At 06:06 AM 11/20/2002 +0000, you wrote:


It appears that the generally accepted definition of "hot drinks" may
have been fairly broad for a period of time.  A quote from Widtsoe's
1937 book on the Word of Wisdom--

Caffeine, the essential principle of tea and coffee, was discovered, as
a chemical substance, a few years before the Word of Wisdom was
received. This knowledge was, however, buried in scientific
publications. It is very unlikely that the Prophet Joseph Smith had
heard of it. It was many years after 1833 that the physiological effect
of caffeine was established by science. In the days of Joseph Smith, tea
and coffee did not come in for the disfavor shown by some towards
alcohol and tobacco. Indeed, people were often advised to use tea and
coffee as a means of conquering the liquor habit.
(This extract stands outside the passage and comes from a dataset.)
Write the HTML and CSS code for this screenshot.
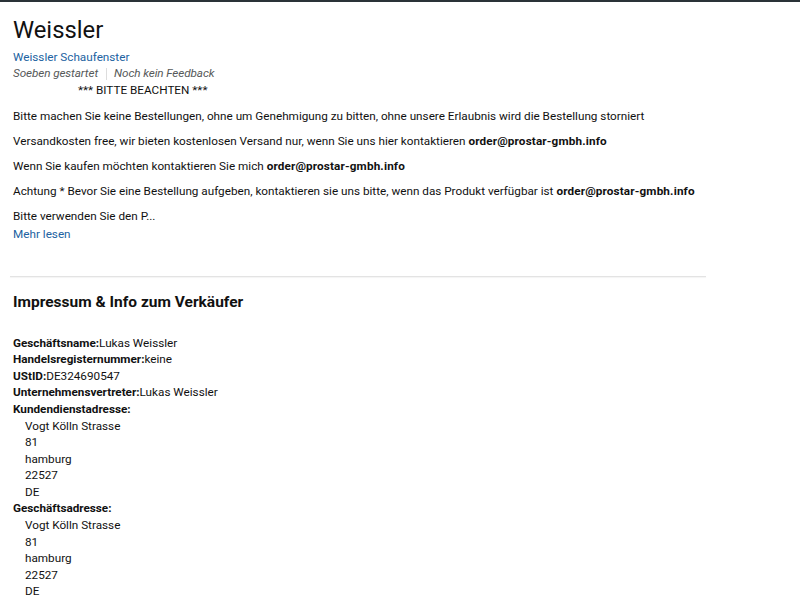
FILE: index.html
```html
<!DOCTYPE html>
<html lang="de">
<head>
<meta charset="utf-8">
<title>Weissler</title>
<link rel="stylesheet" href="styles.css">
</head>
<body>
<div class="page">
  <h1 class="seller-name">Weissler</h1>
  <a class="storefront" href="#">Weissler Schaufenster</a>
  <div class="feedback">
    <span>Soeben gestartet</span><span class="sep"></span><span>Noch kein Feedback</span>
  </div>
  <div class="description">
    <p class="notice">*** BITTE BEACHTEN ***</p>
    <p>Bitte machen Sie keine Bestellungen, ohne um Genehmigung zu bitten, ohne unsere Erlaubnis wird die Bestellung storniert</p>
    <p>Versandkosten free, wir bieten kostenlosen Versand nur, wenn Sie uns hier kontaktieren <b>order@prostar-gmbh.info</b></p>
    <p>Wenn Sie kaufen möchten kontaktieren Sie mich <b>order@prostar-gmbh.info</b></p>
    <p>Achtung * Bevor Sie eine Bestellung aufgeben, kontaktieren sie uns bitte, wenn das Produkt verfügbar ist <b>order@prostar-gmbh.info</b></p>
    <p class="truncated">Bitte verwenden Sie den P...</p>
    <a class="more" href="#">Mehr lesen</a>
  </div>
  <hr class="divider">
  <h3 class="section-title">Impressum &amp; Info zum Verkäufer</h3>
  <div class="info">
    <div><b>Geschäftsname:</b>Lukas Weissler</div>
    <div><b>Handelsregisternummer:</b>keine</div>
    <div><b>UStID:</b>DE324690547</div>
    <div><b>Unternehmensvertreter:</b>Lukas Weissler</div>
    <div><b>Kundendienstadresse:</b></div>
    <div class="addr">Vogt Kölln Strasse</div>
    <div class="addr">81</div>
    <div class="addr">hamburg</div>
    <div class="addr">22527</div>
    <div class="addr">DE</div>
    <div><b>Geschäftsadresse:</b></div>
    <div class="addr">Vogt Kölln Strasse</div>
    <div class="addr">81</div>
    <div class="addr">hamburg</div>
    <div class="addr">22527</div>
    <div class="addr">DE</div>
  </div>
</div>
</body>
</html>
```
FILE: styles.css
```css
html, body {
  margin: 0;
  padding: 0;
  background: #ffffff;
}
body {
  border-top: 2px solid #2a3338;
  font-family: Roboto, "Liberation Sans", sans-serif;
  font-size: 11.72px;
  line-height: 16.6px;
  color: #111111;
}
.page {
  padding: 11.5px 13px 0;
}
.seller-name {
  margin: 0;
  font-size: 23.8px;
  line-height: 32px;
  font-weight: 400;
  color: #111111;
}
.storefront {
  display: block;
  margin-top: 3.2px;
  color: #2162a1;
  text-decoration: none;
}
.feedback {
  display: flex;
  align-items: center;
  font-style: italic;
  color: #565959;
  letter-spacing: -0.1px;
}
.sep {
  display: inline-block;
  width: 1px;
  height: 12px;
  background: #dddddd;
  margin: 0 7px 0 8px;
}
.description p {
  margin: 0 0 8.4px;
  white-space: nowrap;
}
.description .notice {
  margin: 0 0 9.2px 65px;
}
.description .truncated {
  margin-bottom: 1.4px;
}
.description b {
  font-weight: 700;
  letter-spacing: 0.15px;
}
.more {
  display: block;
  color: #2162a1;
  text-decoration: none;
}
.divider {
  margin: 33.7px 81px 0 -3px;
  height: 0;
  border: 0;
  border-top: 1px solid #e3e3e3;
  box-shadow: 0 1px 1px rgba(0, 0, 0, 0.05);
}
.section-title {
  margin: 15px 0 0;
  font-size: 15.5px;
  line-height: 20px;
  font-weight: 700;
  color: #111111;
}
.info {
  margin-top: 22.7px;
}
.info b {
  font-weight: 700;
}
.info .addr {
  padding-left: 12px;
}
```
That the expression "hot drinks" was used in the Word of Wisdom rather
than "coffee and tea," is notable; for by so doing a host of other
injurious habit-forming beverages now used (or that may be used) become
subject to the Word of Wisdom.

( John A. Widtsoe and Leah D. Widtsoe, The Word of Wisdom: A Modern
Interpretation [Salt Lake City: Deseret Book Co., 1937], 99.)

I see several other quotes from Church authorities during the
mid-nineteen-hundreds that contain similar language with reference to
caffeine-containing beverages.

As far as I can recall, it was never interpreted thus during my
lifetime.  Apparently the revision to more narrowly focus the Word of
Wisdom came about some time after the 1940's.

It would also seem more significant, I suppose, if we knew specifically
what the requirements for a temple recommend were based on.  Again, my
experience over the last thirty years is that the temple recommend
interview only focused specifically on tea and coffee as "hot drinks".
No bishop has ever questioned me about using caffeine.

Mij Ebaboc

Jon Spencer wrote:
We talked about this issue today with a couple of sister customers in
our bookstore.  They both recall that when they were married (many moons
ago), it was taught that caffeine was against the WoW.  They said it was
in the lesson manuals (I'll take their word for it because I am just a
newbie - 9 years).  They also knew that that had been retracted.